The readings on which this sermon is based can be found at:
s188e04 Lockleys Sunday 21 22/8/04
"you have come .. to the sprinkled blood .. better .. than the blood of Abel." Heb 12.22,24
The blood of Abel is the blood of sibling rivalry over whose offering to God was more acceptable and which was less acceptable. The significance of the words of Jesus in John's gospel has recently come to me: "You are from your father the devil and you choose to do your father's desires. He was a murderer from the beginning." John 8.24 The first murderer was, of course Cain, and if were to take the Bible literally, then it can be truly said that all people are descended from him.
The religious authorities of Jesus' day still engaged in the age old games of sibling rivalry of which sacrifices made to God were acceptable and which were not. The whole point of their opposition to Jesus was because he invalidated all these games. In associating with people other than themselves, he was saying that their offerings were as acceptable as their own.
So our offerings are acceptable to God. They are no more acceptable to God than the offerings that someone else brings and no less acceptable. Of course the religious authorities went to some lengths to ensure that only acceptable offerings were brought.
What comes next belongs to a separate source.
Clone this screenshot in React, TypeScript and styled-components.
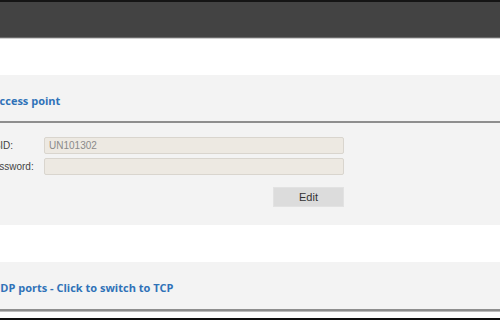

That was their job in life.
So the blood of Abel is that which was spilled over competition for the Lord's favour. Jesus was killed over precisely the same issue, competition for the Lord's favour. Abel's blood called for vengeance; Jesus blood calls for forgiveness and acceptance.
The result of Cain murdering his brother was expulsion from the Garden of Eden. I wonder if it is too much to assert that the Garden of Eden is where there is no competition over whose offerings are more acceptable and which are less acceptable; and so Cain's expulsion was in fact a logical result of his own competitive thinking. He was not expelled in this sense; he chose competition so he chose to be somewhere else.
So again, eternal life is something we choose. When we live non-competitively we are choosing the kingdom. If, heaven forbid, we choose to live competitively, then we can hardly claim to be part of the kingdom Jesus sought to bring about.
The leader of the synagogue didn't care about the woman who was cured, he was more concerned about the keeping of the Sabbath. Which was the more important offering? Of course the offering that the leader of the synagogue made; the unsolicited advise to come back tomorrow; didn't cost him much at all, whereas the offering that he was demanding of the woman, to come back another day to be cured, meant at least one more day for her to be crippled. A fairly heavy price indeed. Not for the first time do I suggest that we need to make sure that the offerings we make to God are our own or there will be hell to pay.
There have been occasions when it has been suggested to me that to be successful a priest one ought to keep parishioners busy. That way they haven't got time to think about what the priest is doing or not doing :-)! In my experience in the church with aging congregations, often people are getting too old to keep up the annual events. The congregation has often lamented that there are not more young people to take over where they want to leave off; completely oblivious to the entirely changed situation that young people face these days.
The prophet Isaiah speaks of "removing the yoke among you". We, all too often are wanting to place the yoke we have been given onto someone else, when God wants to get rid of it completely.
Recently I heard on television a report that a prominent Australian Church person agree with a political leader who has surmised that Australian society is becoming courser and more violent. The article ended with a report that in the United States there is a push in public education for course known as "character education". "What started as a small part of the US character education courses, lessons in every day manners is burgeoning into a nationwide enthusiasm for old world charm and grace". (http://2gb.com/cgi-bin/501/501-2gb-news.pl?A=PrintStory&ID=2251) When Timothy heard the suggestion that teachers ought to have classes to instil manners in students, he made the comment it would be like throwing a stone at a hornet's nest :-)! Now there's a vivid allusion for you! I think that the church person who made this comment in fact does not have children, or at least not any he's admitting to!
How easy it is for people who have not gone through the situation to offer advise to others; just like this leader of the synagogue decided to do. It is as if all the evils of the world stem from the lack of common courtesy training. When families have had generations of unemployment and little prospect of employment for generations to come, it's a bit rich to suggest that they should at least accept their situation and be courteous towards others!
Isaiah speaks about "the pointing of the finger". Wouldn't the world be a much better place is the other person didn't do what they were doing or did what they ought to do? There is an ideal world, but this is not part of it.
Jesus points to those who are scandalised by his actions and says to them, would they not do precisely the same if it were something or somebody they cared about that was in difficulty? The implication is that religious devotion and orthodoxy does not necessarily imply that those people actually care about anyone else. In fact of course, those who opposed Jesus enough to have him killed, opposed him because Jesus' actions and their opposition shows graphically just who cares for others and who doesn't.
The Blood of Christ shows us that Christ cares for each and every individual, not just us who kneel (or stand), meekly or otherwise, and receive the sacrament at this altar rail.
If you want my personal opinion, it is much more important to recognise that we come to the Altar rail along with others who are absent, than it is to kneel or stand or whatever.
So to suggest that the Holy Communion should be restricted to some but not to other people, verges on a denial of what it is all about. This is a theme to which I shall be returning.